La plupart des grandes institutions musicales et lyriques jouent le jeu du confinement et mettent à disposition des amateurs de nombreux contenus gratuits en ligne, sous forme d'archives ou de spectacles qui devaient avoir lieu, et qui ont pu être captés à temps pour une diffusion via le web. De son côté, l'Opéra de Paris continue d'approvisionner sa « 3eme Scène » en oeuvres originales et décalées, avec un succès toujours grandissant.
Les maisons Garnier et Bastille n'ont donc pas attendu l'arrivée du confinement généralisé pour offrir au public, cette plate-forme originale et au contenu exclusif, dont les sujets tournent tous plus ou moins autour des univers «de la musique, de la danse, de l’Opéra de Paris, son patrimoine, ses métiers et l’architecture de ses lieux», selon l'institution. Ce contenu très varié, touchant à tout l'univers de la création artistique, est enrichi d'une oeuvre inédite tous les mois.
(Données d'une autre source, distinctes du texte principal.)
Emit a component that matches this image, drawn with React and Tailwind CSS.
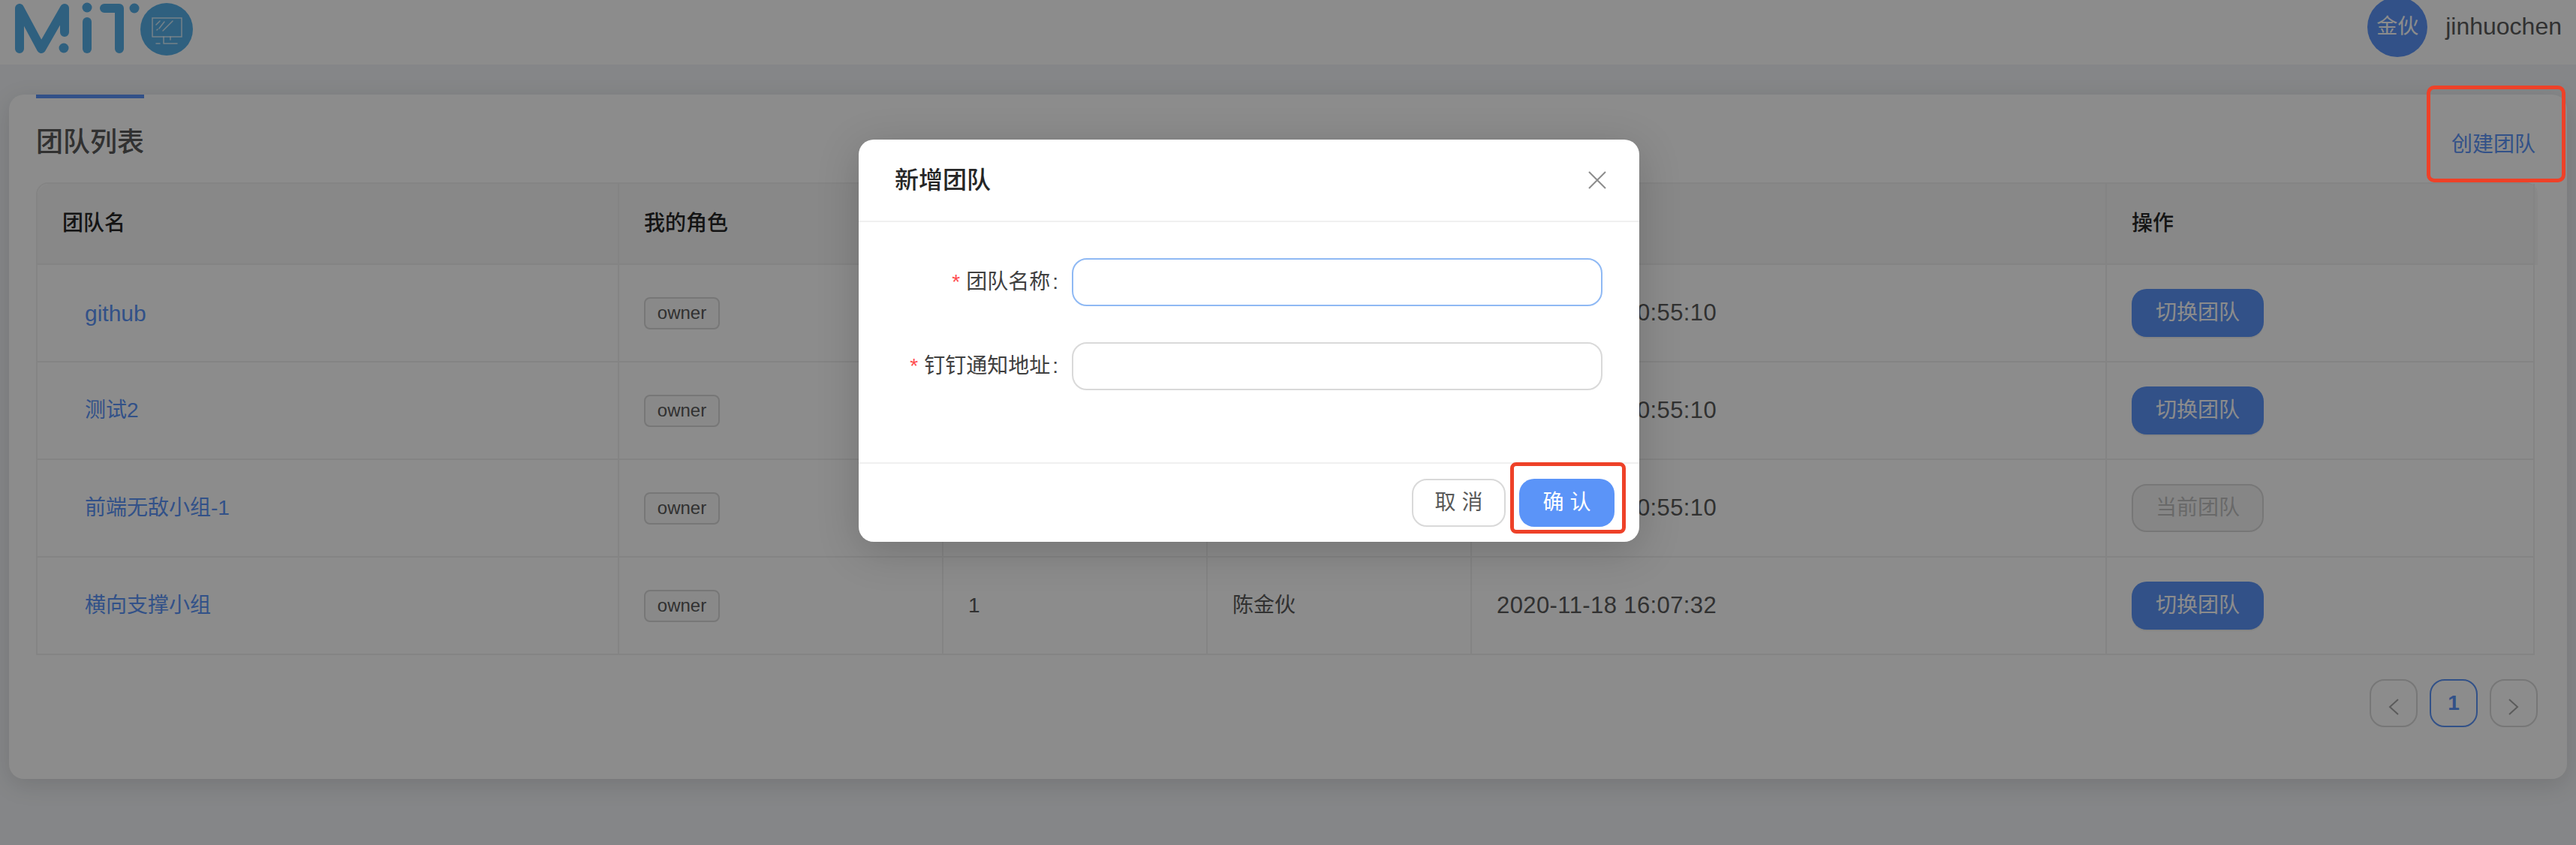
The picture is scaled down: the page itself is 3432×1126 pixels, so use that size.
import React from 'react';

const font = { fontFamily: '"Liberation Sans", "Noto Sans CJK SC", sans-serif' };

const teams = [
  { name: 'github', latin: true, time: '2020-11-18 10:55:10', current: false },
  { name: '测试2', time: '2020-11-18 10:55:10', current: false },
  { name: '前端无敌小组-1', time: '2020-11-18 10:55:10', current: true },
  { name: '横向支撑小组', time: '2020-11-18 16:07:32', current: false },
];

const cols = 'grid grid-cols-[775px_432px_352px_352px_846px_570px]';
const cell = 'flex items-center border-r-2 border-b-2 border-[#f0f0f0]';

function Logo() {
  return (
    <svg className="w-[270px] h-[86px] shrink-0" viewBox="0 0 270 86" fill="none">
      <g stroke="#57b0e8" strokeWidth="12" strokeLinecap="round" strokeLinejoin="round">
        <path d="M26 11 V65 M26 11 L55 65 L86 11 V43" />
        <path d="M116 29 V65" />
        <path d="M139 11 H159 V65" />
      </g>
      <g fill="#57b0e8">
        <circle cx="85" cy="64" r="6.5" />
        <circle cx="116" cy="10" r="6.5" />
        <circle cx="179" cy="11" r="6.5" />
        <circle cx="222" cy="39" r="35" />
      </g>
      <g stroke="#ffffff" strokeOpacity="0.75" strokeWidth="1.5" strokeLinecap="round">
        <path d="M203 49 V24 H242 V49 H203" />
        <path d="M218 49 V58 M227 49 V53 M218 58 H236 M208 58 H213" />
        <path d="M208 33 L213 28 M212 38 L219 29 M217 41 L230 28 M209 40 L210 39" />
      </g>
    </svg>
  );
}

function Chevron({ points }) {
  return (
    <svg className="w-[16px] h-[22px] mt-[9px]" viewBox="0 0 16 22" fill="none">
      <polyline points={points} stroke="#a6a6a6" strokeWidth="2" />
    </svg>
  );
}

function Label({ children }) {
  return (
    <div className="w-[268px] flex items-center justify-end text-[28px] text-[#404040]">
      <span className="text-[#ff4d4f] mr-[8px]">*</span>
      <span>{children}</span>
      <span className="ml-[3px] mr-[2px]">:</span>
    </div>
  );
}

export default function App() {
  return (
    <div className="relative w-[3432px] h-[1126px] overflow-hidden bg-[#f2f4f7]" style={font}>
      {/* Header */}
      <div className="h-[86px] bg-white flex justify-between items-start overflow-hidden">
        <Logo />
        <div className="flex items-center gap-[24px] pr-[19px] -mt-[4px]">
          <div className="w-[80px] h-[80px] rounded-full bg-[#5b94f8] text-white text-[28px] flex items-center justify-center">
            金伙
          </div>
          <span className="text-[32px] text-[#595959] -mt-[2px]">jinhuochen</span>
        </div>
      </div>

      {/* Page */}
      <div className="pt-[40px] px-[12px]">
        <div className="relative h-[912px] bg-white rounded-[20px] pl-[36px] pr-[39px] shadow-[0_8px_32px_rgba(0,0,0,0.12)]">
          <div className="absolute left-[36px] top-0 w-[144px] h-[5px] bg-[#5b94f8]" />
          <div className="h-[117px] flex justify-between items-center pt-[11px]">
            <h1 className="text-[36px] font-medium text-[#595959]">团队列表</h1>
            <a className="text-[28px] text-[#5b94f8] mt-[6px] mr-[3px]">创建团队</a>
          </div>

          {/* Table */}
          <div className="rounded-t-[16px] border-l-2 border-t-2 border-[#f0f0f0]">
            <div className={`${cols} h-[108px] bg-[#f8f8f8] rounded-t-[16px] text-[28px] font-medium text-[#262626]`}>
              <div className={`${cell} pl-[33px]`}>团队名</div>
              <div className={`${cell} pl-[33px]`}>我的角色</div>
              <div className={`${cell} pl-[33px]`}>成员数</div>
              <div className={`${cell} pl-[33px]`}>创建人</div>
              <div className={`${cell} pl-[33px]`}>创建时间</div>
              <div className={`${cell} pl-[33px]`}>操作</div>
            </div>
            {teams.map((team) => (
              <div key={team.name} className={`${cols} h-[130px] text-[28px] text-[#595959]`}>
                <div className={`${cell} pl-[63px]`}>
                  <a className={`text-[#5b94f8] ${team.latin ? 'text-[30px]' : 'text-[28px]'}`}>{team.name}</a>
                </div>
                <div className={`${cell} pl-[33px]`}>
                  <span className="w-[101px] h-[43px] rounded-[8px] border-2 border-[#d9d9d9] bg-[#fafafa] text-[24px] flex items-center justify-center">
                    owner
                  </span>
                </div>
                <div className={`${cell} pl-[33px]`}>1</div>
                <div className={`${cell} pl-[33px]`}>陈金伙</div>
                <div className={`${cell} pl-[33px] text-[31px] tracking-[0.4px]`}>{team.time}</div>
                <div className={`${cell} pl-[33px]`}>
                  {team.current ? (
                    <button className="w-[176px] h-[64px] rounded-[20px] border-2 border-[#d9d9d9] bg-[#f5f5f5] text-[#bfbfbf] text-[28px]">
                      当前团队
                    </button>
                  ) : (
                    <button className="w-[176px] h-[64px] rounded-[20px] bg-[#5b94f8] text-white text-[28px] shadow-[0_2px_0_rgba(0,0,0,0.05)]">
                      切换团队
                    </button>
                  )}
                </div>
              </div>
            ))}
          </div>

          {/* Pagination */}
          <div className="mt-[32px] flex justify-end gap-[16px]">
            <div className="w-[64px] h-[64px] rounded-[20px] border-2 border-[#d9d9d9] flex items-center justify-center">
              <Chevron points="14,1 3,11 14,21" />
            </div>
            <div className="w-[64px] h-[64px] rounded-[20px] border-2 border-[#5b94f8] text-[#5b94f8] text-[28px] font-bold flex items-center justify-center">
              1
            </div>
            <div className="w-[64px] h-[64px] rounded-[20px] border-2 border-[#d9d9d9] flex items-center justify-center">
              <Chevron points="2,1 13,11 2,21" />
            </div>
          </div>
        </div>
      </div>

      {/* Mask */}
      <div className="absolute inset-0 bg-black/45" />

      {/* Modal */}
      <div className="absolute left-[1144px] top-[186px] w-[1040px] h-[536px] bg-white rounded-[20px] flex flex-col shadow-[0_12px_56px_rgba(0,0,0,0.18)]">
        <div className="h-[110px] shrink-0 border-b-2 border-[#f0f0f0] pl-[48px] pr-[43px] flex items-center justify-between">
          <span className="text-[32px] font-medium text-[#262626]">新增团队</span>
          <svg className="w-[26px] h-[26px]" viewBox="0 0 26 26" fill="none">
            <path d="M2 2 L24 24 M24 2 L2 24" stroke="#8c8c8c" strokeWidth="2" />
          </svg>
        </div>
        <div className="flex-1 pt-[48px] flex flex-col gap-[48px]">
          <div className="flex h-[64px]">
            <Label>团队名称</Label>
            <input className="ml-[16px] w-[707px] h-[64px] rounded-[20px] border-2 border-[#8fb9f4] bg-white outline-none" />
          </div>
          <div className="flex h-[64px]">
            <Label>钉钉通知地址</Label>
            <input className="ml-[16px] w-[707px] h-[64px] rounded-[20px] border-2 border-[#d9d9d9] bg-white outline-none" />
          </div>
        </div>
        <div className="h-[106px] shrink-0 border-t-2 border-[#f0f0f0] pr-[33px] flex items-center justify-end gap-[18px]">
          <button className="w-[125px] h-[64px] rounded-[20px] border-2 border-[#d9d9d9] bg-white text-[28px] text-[#595959]">
            取 消
          </button>
          <button className="w-[127px] h-[64px] rounded-[20px] bg-[#5b94f8] text-[28px] text-white">
            确 认
          </button>
        </div>
      </div>

      {/* Annotation boxes */}
      <div className="absolute left-[3233px] top-[114px] w-[185px] h-[129px] rounded-[10px] border-[5px] border-[#ee4128]" />
      <div className="absolute left-[2012px] top-[616px] w-[154px] h-[95px] rounded-[8px] border-[5px] border-[#ee4128]" />
    </div>
  );
}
Véritable fil de laine que l'on déroule au gré de ses envies, on y trouve de très grands noms du monde culturel, avec le plaisir de les découvrir bien souvent sous un autre jour, comme si on entrait un peu plus dans leur intimité artistique. Plasticiens, cinéastes, compositeurs, photographes, chorégraphes, écrivains ou encore dessinateurs, tous jettent des ponts entre les disciplines, pour des résultats le plus souvent surprenants.
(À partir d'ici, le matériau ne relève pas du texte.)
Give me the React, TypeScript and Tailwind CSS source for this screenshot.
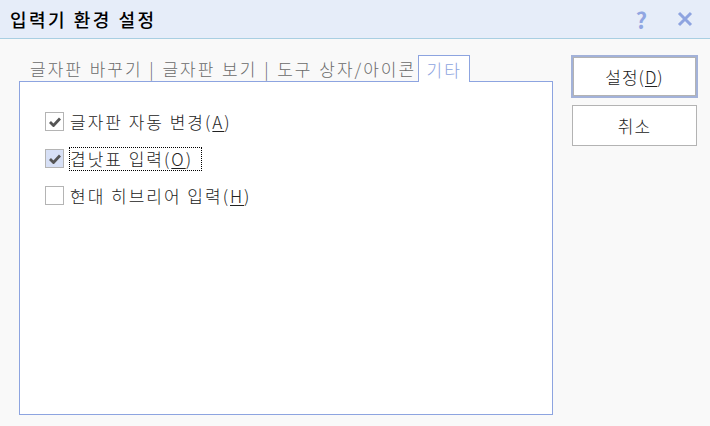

Dernière carte blanche de l'Opéra de Paris, celle offerte à Hugo Arcier, spécialiste des effets numériques et 3D ayant travaillé avec Alain Resnais ou Jean-Pierre Jeunet. Avec son oeuvre Clinamen, il invite pendant près de dix minutes à la balade à travers l'enceinte du majestueux Opéra Garnier, sublimé par des images de synthèse et la technique du motion capture.
Trois danseurs stylisés se lancent alors dans une chorégraphie, les menant dans un Paris futuristes, au son d'une musique d'ambiance envoûtante, presque inquiétante. Cette dernière contribution vient s'ajouter à la soixantaine d'oeuvres déjà existantes, et toujours disponibles sur le site.
Comme pour une malle aux trésors, on y trouve de véritables pépites, comme le dérangeant film «Degas et moi», d'Arnaud des Pallières. On découvre, entre danse et dessin, le peintre Edgar Degas, le peintre qui a tant représenté l'univers des ballerines, joué par Michael Lonsdale. Au fil des sublimes images grimées en archives, son discours se fait plus noir, reflétant les penchants antisémites du peintre.
D'autres créations valent le détour, comme cette courte et enfiévrée adaptation, par Clément Cogitore, de l'opéra ballet «Les Indes Galantes», de Rameau, et son célébrissime air des «Sauvages». La troupe, dans une ambiance contemporaine et urbaine, abolit les siècles et se lance dans des battles de Krump, une danse née dans les ghettos de Los Angeles.
Un dispositif né en 2015, dans une relative confidentialité, mais qui a su transcender les disciplines et les publics bien au-delà des univers de la danse et de l'opéra, comme le rappellent les chiffres de visionnages. 5,4 millions de vues sur Youtube ont été comptabilisées, mais, surtout, les curieux viennent de partout : près de la moitié des internautes viennent de l'étranger, et sont pour 48% d'entre eux âgés de 15 à 34 ans. De même, plus de 100 festivals dans le monde ont déjà projetés des films issus de la «3eme Scène».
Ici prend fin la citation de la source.